Many restaurant owners view their team as an extended family, and the thought of one of those family members intentionally stealing is unwelcome at best. But the reality is that roughly 75% of restaurant losses are caused by employee theft. That can add up to over 3% of a restaurant’s annual revenue getting lost to dishonest workers.
An effective restaurant loss prevention program is an easy win that will make your restaurant more profitable and keep your extended restaurant family honest, so let’s look at the most common types of loss and how you can prevent point of sale employee theft.

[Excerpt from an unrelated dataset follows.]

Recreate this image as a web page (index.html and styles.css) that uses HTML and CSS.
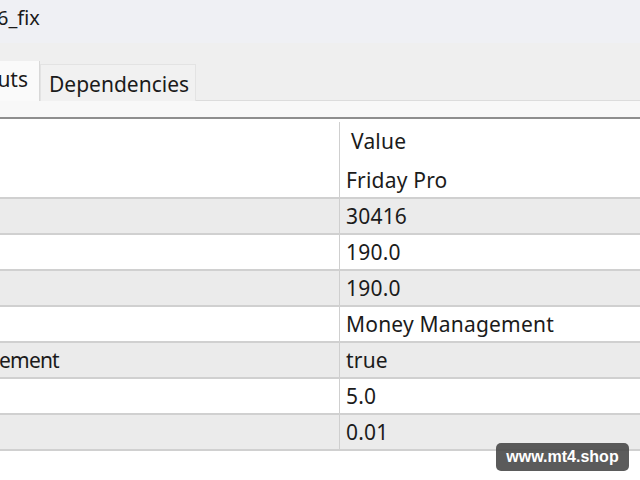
FILE: index.html
```html
<!DOCTYPE html>
<html>
<head>
<meta charset="utf-8">
<link rel="stylesheet" href="styles.css">
</head>
<body>
<div class="window">
  <div class="titlebar"><span class="title">6_fix</span></div>
  <div class="tabstrip">
    <div class="tab active"><span class="tab-label">uts</span></div>
    <div class="tab"><span class="tab-label">Dependencies</span></div>
  </div>
  <div class="strip"></div>
  <div class="grid">
    <div class="row header"><div class="cell name"></div><div class="cell value head">Value</div></div>
    <div class="row first"><div class="cell name"></div><div class="cell value">Friday Pro</div></div>
    <div class="row alt"><div class="cell name"></div><div class="cell value">30416</div></div>
    <div class="row"><div class="cell name"></div><div class="cell value">190.0</div></div>
    <div class="row alt"><div class="cell name"></div><div class="cell value">190.0</div></div>
    <div class="row"><div class="cell name"></div><div class="cell value">Money Management</div></div>
    <div class="row alt"><div class="cell name"><span class="name-text">ement</span></div><div class="cell value">true</div></div>
    <div class="row"><div class="cell name"></div><div class="cell value">5.0</div></div>
    <div class="row alt last"><div class="cell name"></div><div class="cell value">0.01</div></div>
  </div>
</div>
<div class="watermark">www.mt4.shop</div>
</body>
</html>
```

FILE: styles.css
```css
html, body {
  margin: 0;
  padding: 0;
  background: #ffffff;
}
body {
  width: 640px;
  height: 480px;
  overflow: hidden;
  position: relative;
  font-family: "Noto Sans", "Open Sans", sans-serif;
  color: #1b1b1b;
}
.window {
  display: flex;
  flex-direction: column;
}
.titlebar {
  height: 43px;
  background: #eff0f4;
  display: flex;
  align-items: center;
  overflow: hidden;
}
.title {
  font-size: 20px;
  margin-left: -3px;
  margin-top: -8px;
  color: #1a1a1a;
}
.tabstrip {
  height: 57px;
  background: #efefef;
  border-bottom: 1px solid #dcdcdc;
  display: flex;
  align-items: flex-end;
}
.tab {
  height: 36px;
  background: #f1f1f1;
  border: 1px solid #e3e3e3;
  border-bottom: none;
  display: flex;
  align-items: center;
  padding: 0 6px 0 8px;
  font-size: 21px;
  margin-bottom: -1px;
  position: relative;
}
.tab.active {
  height: 40px;
  width: 40px;
  box-sizing: border-box;
  background: #fafafa;
  border-left: none;
  border-right: 1px solid #d8d8d8;
  border-top: none;
  padding: 0 11px 6px 0;
  justify-content: flex-end;
}
.tab-label {
  line-height: 1;
  margin-top: 2px;
}
.strip {
  height: 16px;
  background: #f8f8f8;
  border-bottom: 2px solid #8e8e8e;
}
.grid {
  display: flex;
  flex-direction: column;
}
.row {
  display: grid;
  grid-template-columns: 340px 1fr;
  height: 34px;
  border-top: 2px solid #d0d0d0;
  font-size: 21px;
  letter-spacing: 0.2px;
}
.row.alt {
  background: #ebebeb;
}
.row.header {
  height: 41px;
  border-top: none;
}
.row.first {
  height: 37px;
  border-top: none;
}
.row.first .cell.value {
  padding-top: 3px;
}
.row.last {
  border-bottom: 2px solid #d0d0d0;
}
.cell {
  display: flex;
  align-items: center;
  white-space: nowrap;
  overflow: hidden;
}
.cell.name {
  border-right: 1px solid #cfcfcf;
}
.name-text {
  letter-spacing: -0.8px;
  margin-left: -1px;
}
.cell.value {
  padding-left: 6px;
}
.cell.value.head {
  padding-left: 11px;
  padding-top: 2px;
}
.header .cell.name {
  margin-top: 3px;
}
.watermark {
  position: absolute;
  left: 496px;
  top: 443px;
  width: 133px;
  height: 28px;
  border-radius: 5px;
  background: rgba(68, 68, 68, 0.88);
  color: #ffffff;
  font-family: "Liberation Sans", Arial, sans-serif;
  font-weight: bold;
  font-size: 16px;
  display: flex;
  align-items: center;
  justify-content: center;
}
```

1. Deletions / Cancelled Orders

The problem: A cashier rings up an order, serves the customer, and then deletes the order so that they can pocket the customer’s money.
One solution: An increase in deleted items doesn’t necessarily mean an employee is stealing from you, but it may be cause for double-checking. Your POS system offers a variety of reports, one of which can track deleted items. The report will tell you the date and time the item was deleted, how much the item cost, and which employee deleted it.

2. Discounts

The problem: Studies show that up to 40% of all employee meal discounts are fraudulent. This means that employees are using discounts to feed themselves, friends, or family without prior approval. Managers may manipulate inventory or steal funds by ringing up orders and applying a 100% discount to them. This makes it easier to keep a customer’s money or steal inventory.
One solution: Create a more transparent work environment. Show your managers and employees the reports that you can print off from your POS terminals so that they know you see all. Explain how video and other traditional surveillance methods can be used to pinpoint thefts. When employees know how easy it is to get caught, they’ll be less likely to steal.

3. Over-rings / Voids

The problem: An employee or manager takes an order and tenders it for cash, but the guest changes their mind and wishes to pay with a credit card. Now the order is over-rang (also called a void), so the employee re-rings it and tenders it to the credit card. This technique is typically used to let the customer choose a different payment method, but it can also be used for customers’ mistakes, customers changing their minds, or customers leaving without paying and without product. However, sometimes employees are quick to learn this as a method to steal and will use it to pocket cash.
One solution: Set the expectations high for your cashiers and managers. Void and over-ring receipts must be reconciled when the cashier’s register is settled. Reconciliation means that every void or over-ring must include the original receipt, the void receipt, and the re-ring receipt (when that applies), with explanations and signatures by the cashier and manager. During the next business day, all void and over-ring activity must be verified while reviewing the previous day’s paperwork. And remember: Coach, coach, coach, and hold your team accountable for any gaps!

4. Refunds

The problem: Refunds are typically used to settle (return money) with a guest because they were unhappy with their experience. Fraud can occur when a manager or employee refunds money to a friend or family member (another form of eating for free), performs a cash refund on a credit card purchase and pockets the cash. There are even examples of employees putting refunds on their own credit cards, thereby stealing sales from their employer.
One solution: The same action steps noted above for over-rings and voids applies here. You should also double-check that refunds were refunded to the purchasing credit card. In many cases, video surveillance can support your follow-ups. Your POS data can also reveal that certain employees issue way more refunds than others, prompting you to keep a closer eye on what they’re doing.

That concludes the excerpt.